WRITTEN TASK:
Spot each line that carries the word "this"; copy those lines.

DATA EXTRACT:
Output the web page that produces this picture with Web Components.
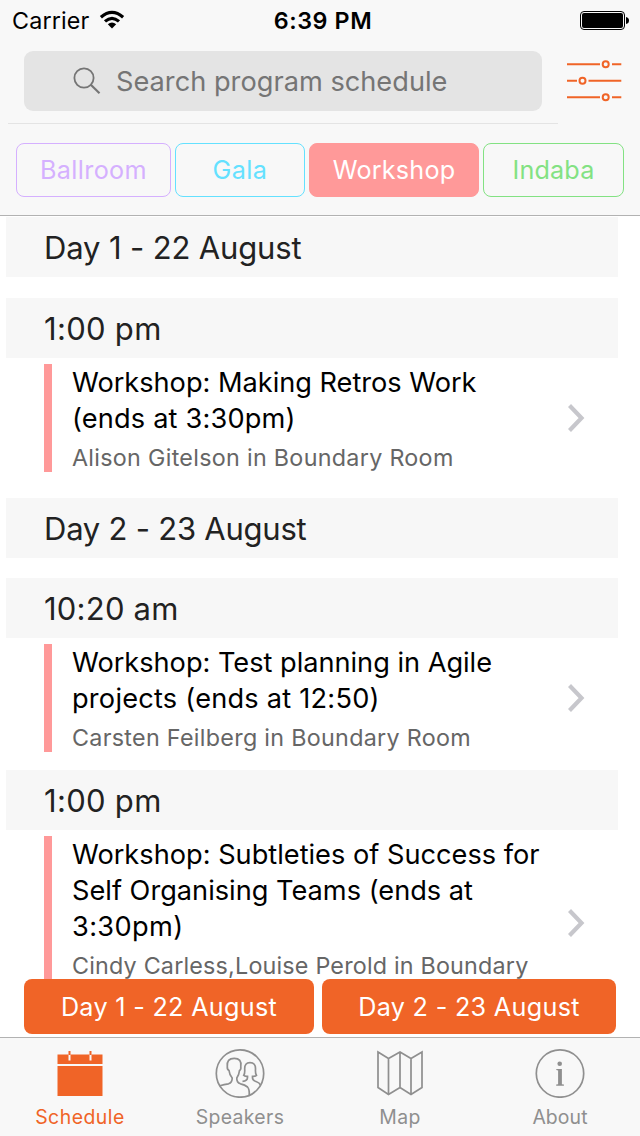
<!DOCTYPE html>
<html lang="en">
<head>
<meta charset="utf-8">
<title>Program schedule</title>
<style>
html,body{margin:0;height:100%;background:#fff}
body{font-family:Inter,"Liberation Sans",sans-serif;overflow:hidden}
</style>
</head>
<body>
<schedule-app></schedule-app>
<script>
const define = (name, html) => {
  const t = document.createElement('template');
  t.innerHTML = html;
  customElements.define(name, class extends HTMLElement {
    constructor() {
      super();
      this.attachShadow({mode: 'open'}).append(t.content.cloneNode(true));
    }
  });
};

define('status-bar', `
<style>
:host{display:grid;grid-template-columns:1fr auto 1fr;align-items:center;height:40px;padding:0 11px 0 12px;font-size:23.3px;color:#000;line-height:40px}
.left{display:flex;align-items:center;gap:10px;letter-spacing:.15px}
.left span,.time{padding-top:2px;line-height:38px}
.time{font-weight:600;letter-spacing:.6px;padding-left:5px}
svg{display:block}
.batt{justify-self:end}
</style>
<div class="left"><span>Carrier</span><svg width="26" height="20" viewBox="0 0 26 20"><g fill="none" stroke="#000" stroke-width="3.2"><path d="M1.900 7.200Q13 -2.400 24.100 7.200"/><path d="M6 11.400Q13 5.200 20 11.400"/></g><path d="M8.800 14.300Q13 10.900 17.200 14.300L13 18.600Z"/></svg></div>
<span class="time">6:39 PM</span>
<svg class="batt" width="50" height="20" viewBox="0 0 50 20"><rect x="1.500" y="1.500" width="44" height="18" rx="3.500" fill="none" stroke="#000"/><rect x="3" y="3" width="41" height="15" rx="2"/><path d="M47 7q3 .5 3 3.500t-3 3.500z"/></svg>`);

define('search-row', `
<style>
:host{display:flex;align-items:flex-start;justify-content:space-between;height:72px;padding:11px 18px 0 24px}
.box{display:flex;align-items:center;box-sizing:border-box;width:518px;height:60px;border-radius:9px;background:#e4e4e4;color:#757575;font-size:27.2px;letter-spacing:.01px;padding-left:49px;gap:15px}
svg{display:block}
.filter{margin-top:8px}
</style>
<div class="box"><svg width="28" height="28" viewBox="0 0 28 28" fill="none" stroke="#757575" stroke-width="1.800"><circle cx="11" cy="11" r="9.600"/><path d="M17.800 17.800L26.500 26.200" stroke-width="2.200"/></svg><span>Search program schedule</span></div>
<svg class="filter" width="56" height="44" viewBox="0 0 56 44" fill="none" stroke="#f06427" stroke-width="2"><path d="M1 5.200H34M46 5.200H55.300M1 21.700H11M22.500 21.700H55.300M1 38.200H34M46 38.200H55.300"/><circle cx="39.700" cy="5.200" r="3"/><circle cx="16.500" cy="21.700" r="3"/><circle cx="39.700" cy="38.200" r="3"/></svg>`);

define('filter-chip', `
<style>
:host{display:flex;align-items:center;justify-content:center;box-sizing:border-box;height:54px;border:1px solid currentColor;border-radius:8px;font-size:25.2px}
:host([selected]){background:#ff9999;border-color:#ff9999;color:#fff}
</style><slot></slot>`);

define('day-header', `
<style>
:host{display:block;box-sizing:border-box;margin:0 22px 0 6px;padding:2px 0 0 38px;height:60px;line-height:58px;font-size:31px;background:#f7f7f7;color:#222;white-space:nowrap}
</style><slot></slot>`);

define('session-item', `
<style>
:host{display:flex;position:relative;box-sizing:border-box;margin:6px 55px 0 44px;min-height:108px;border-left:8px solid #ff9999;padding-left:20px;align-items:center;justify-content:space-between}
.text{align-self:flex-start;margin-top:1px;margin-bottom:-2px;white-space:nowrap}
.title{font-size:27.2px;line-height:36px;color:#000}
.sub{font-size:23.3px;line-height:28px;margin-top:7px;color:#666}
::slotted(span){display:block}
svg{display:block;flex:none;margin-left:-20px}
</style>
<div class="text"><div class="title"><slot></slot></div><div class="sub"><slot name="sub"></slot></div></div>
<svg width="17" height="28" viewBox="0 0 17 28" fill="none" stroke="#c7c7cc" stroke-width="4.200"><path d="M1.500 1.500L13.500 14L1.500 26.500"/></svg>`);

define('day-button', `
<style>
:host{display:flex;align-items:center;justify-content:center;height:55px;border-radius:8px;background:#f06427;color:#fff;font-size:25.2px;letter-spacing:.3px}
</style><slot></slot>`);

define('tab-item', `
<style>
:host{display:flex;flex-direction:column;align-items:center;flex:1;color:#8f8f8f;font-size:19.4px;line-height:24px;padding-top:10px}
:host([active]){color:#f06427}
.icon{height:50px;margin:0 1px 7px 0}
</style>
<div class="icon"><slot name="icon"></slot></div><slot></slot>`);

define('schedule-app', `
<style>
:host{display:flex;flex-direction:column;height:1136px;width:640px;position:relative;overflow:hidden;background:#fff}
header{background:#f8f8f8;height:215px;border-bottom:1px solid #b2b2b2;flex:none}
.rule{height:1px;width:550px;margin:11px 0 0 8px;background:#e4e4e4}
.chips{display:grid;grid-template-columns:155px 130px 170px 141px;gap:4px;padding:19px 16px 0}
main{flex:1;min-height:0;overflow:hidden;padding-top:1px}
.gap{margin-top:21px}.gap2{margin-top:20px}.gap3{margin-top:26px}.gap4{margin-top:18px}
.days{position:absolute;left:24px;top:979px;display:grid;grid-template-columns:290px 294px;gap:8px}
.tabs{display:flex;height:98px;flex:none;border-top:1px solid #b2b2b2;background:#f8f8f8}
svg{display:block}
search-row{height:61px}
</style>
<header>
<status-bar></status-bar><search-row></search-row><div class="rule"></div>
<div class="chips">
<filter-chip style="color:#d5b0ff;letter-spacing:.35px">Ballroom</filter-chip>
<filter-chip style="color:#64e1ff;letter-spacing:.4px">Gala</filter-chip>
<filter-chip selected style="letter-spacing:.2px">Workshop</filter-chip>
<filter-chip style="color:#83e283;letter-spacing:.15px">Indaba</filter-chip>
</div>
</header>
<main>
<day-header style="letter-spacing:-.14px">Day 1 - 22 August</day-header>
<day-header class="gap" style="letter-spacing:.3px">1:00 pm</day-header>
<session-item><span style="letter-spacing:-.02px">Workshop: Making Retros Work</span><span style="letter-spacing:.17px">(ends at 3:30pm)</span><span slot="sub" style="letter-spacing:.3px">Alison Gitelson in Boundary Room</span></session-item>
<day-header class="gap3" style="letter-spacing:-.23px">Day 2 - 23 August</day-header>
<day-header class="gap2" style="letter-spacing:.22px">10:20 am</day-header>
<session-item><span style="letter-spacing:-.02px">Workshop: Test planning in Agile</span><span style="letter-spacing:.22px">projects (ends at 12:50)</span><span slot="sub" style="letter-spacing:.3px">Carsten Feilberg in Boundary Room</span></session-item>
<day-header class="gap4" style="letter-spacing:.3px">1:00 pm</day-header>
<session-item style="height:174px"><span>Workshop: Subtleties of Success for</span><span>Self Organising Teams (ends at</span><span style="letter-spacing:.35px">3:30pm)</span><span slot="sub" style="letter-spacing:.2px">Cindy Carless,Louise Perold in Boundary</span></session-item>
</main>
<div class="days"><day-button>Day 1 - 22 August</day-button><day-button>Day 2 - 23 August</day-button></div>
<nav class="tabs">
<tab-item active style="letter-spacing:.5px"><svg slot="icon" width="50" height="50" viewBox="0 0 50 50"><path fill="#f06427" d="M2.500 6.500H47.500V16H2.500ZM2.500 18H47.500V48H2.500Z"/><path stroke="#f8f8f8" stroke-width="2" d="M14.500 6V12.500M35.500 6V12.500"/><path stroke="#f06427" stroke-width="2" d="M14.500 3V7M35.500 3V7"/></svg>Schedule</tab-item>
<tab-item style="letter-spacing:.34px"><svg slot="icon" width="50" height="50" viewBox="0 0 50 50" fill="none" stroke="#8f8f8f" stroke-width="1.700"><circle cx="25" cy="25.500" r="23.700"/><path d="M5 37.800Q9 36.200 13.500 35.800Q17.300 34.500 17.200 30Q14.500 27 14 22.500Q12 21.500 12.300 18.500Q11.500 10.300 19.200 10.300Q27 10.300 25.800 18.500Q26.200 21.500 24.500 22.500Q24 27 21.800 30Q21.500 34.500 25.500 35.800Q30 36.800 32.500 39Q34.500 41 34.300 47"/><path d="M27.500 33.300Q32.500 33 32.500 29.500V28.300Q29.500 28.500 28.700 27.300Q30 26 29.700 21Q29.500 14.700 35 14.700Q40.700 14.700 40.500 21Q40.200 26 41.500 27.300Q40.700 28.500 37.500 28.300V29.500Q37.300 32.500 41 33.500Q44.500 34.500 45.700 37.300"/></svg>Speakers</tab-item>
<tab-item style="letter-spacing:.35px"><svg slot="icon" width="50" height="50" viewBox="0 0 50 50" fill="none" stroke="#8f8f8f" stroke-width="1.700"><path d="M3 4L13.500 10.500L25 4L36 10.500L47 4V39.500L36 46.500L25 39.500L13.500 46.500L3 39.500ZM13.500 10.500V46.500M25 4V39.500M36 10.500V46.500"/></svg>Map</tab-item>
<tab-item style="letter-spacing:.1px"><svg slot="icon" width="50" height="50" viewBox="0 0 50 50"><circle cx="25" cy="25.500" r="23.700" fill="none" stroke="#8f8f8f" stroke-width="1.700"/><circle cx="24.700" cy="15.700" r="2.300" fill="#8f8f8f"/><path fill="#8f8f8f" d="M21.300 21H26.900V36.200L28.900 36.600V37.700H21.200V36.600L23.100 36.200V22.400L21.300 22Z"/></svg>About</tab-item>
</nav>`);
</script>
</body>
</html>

...

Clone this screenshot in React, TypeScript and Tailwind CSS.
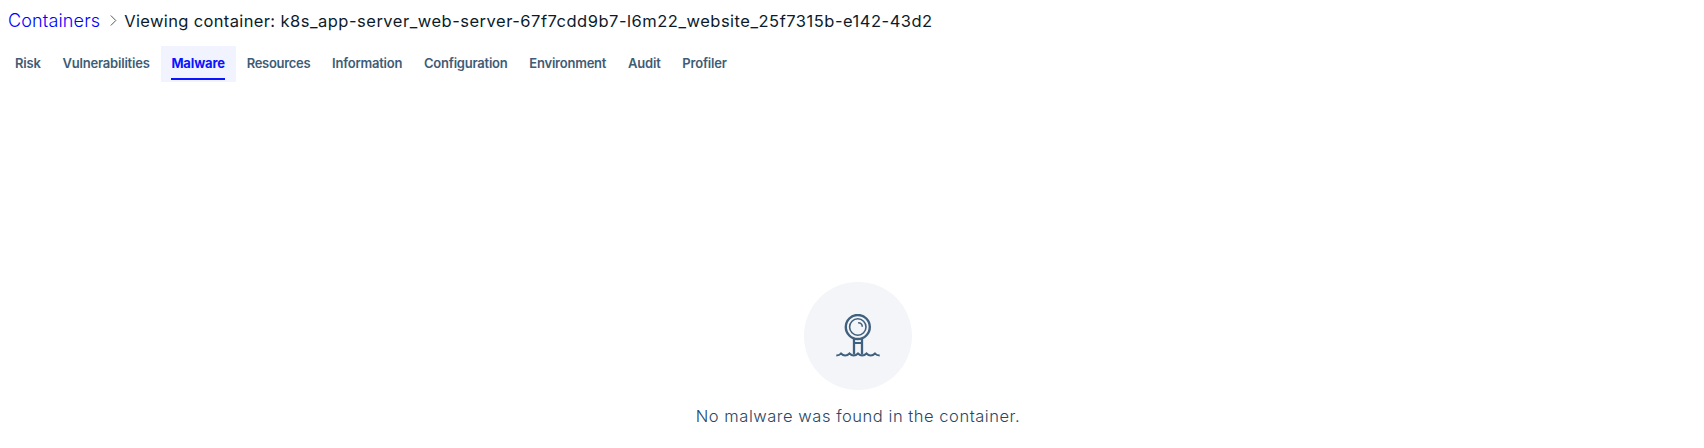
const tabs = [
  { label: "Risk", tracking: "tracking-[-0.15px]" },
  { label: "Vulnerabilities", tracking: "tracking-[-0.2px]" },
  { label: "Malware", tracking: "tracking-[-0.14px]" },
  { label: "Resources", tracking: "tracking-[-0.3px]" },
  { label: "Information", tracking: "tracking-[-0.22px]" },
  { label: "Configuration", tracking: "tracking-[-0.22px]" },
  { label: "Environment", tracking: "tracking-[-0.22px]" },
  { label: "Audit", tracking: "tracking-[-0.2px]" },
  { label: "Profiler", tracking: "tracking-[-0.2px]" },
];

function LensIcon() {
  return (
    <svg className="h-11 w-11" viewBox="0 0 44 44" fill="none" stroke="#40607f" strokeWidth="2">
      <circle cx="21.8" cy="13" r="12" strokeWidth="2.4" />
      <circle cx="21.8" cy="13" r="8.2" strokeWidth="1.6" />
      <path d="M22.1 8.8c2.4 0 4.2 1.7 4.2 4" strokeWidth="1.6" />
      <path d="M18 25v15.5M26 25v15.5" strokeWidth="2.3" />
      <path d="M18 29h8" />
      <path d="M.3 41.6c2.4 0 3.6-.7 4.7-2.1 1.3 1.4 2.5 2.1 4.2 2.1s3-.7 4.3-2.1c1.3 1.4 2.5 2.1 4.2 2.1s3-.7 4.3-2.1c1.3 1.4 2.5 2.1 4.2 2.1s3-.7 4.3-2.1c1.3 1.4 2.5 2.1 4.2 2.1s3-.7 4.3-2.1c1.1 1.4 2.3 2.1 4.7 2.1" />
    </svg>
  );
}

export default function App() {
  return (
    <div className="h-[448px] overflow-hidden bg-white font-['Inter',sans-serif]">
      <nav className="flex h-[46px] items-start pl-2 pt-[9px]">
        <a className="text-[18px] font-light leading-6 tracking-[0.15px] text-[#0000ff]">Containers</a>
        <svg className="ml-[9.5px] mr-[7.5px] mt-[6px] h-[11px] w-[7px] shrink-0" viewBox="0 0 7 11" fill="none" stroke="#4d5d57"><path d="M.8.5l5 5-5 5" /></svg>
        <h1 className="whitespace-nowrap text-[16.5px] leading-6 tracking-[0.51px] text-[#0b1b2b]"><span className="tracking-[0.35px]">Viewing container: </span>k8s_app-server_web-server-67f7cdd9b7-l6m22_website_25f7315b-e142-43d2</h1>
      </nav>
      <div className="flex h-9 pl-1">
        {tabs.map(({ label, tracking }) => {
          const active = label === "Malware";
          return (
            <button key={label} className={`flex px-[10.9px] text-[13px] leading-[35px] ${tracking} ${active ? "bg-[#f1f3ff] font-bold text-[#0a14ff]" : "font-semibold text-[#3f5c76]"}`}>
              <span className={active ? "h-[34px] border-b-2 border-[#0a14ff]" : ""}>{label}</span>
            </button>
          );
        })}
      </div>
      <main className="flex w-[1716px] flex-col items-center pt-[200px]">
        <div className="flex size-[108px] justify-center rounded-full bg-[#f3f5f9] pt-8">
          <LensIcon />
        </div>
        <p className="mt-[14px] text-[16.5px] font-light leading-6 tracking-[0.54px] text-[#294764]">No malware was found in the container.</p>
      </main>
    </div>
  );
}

WRITTEN SOLUTION:
Output the web page that produces this picture with Web Components.
      this.attachShadow({mode: 'open'}).append(t.content.cloneNode(true));
Clone this screenshot in React, TypeScript and Tailwind CSS.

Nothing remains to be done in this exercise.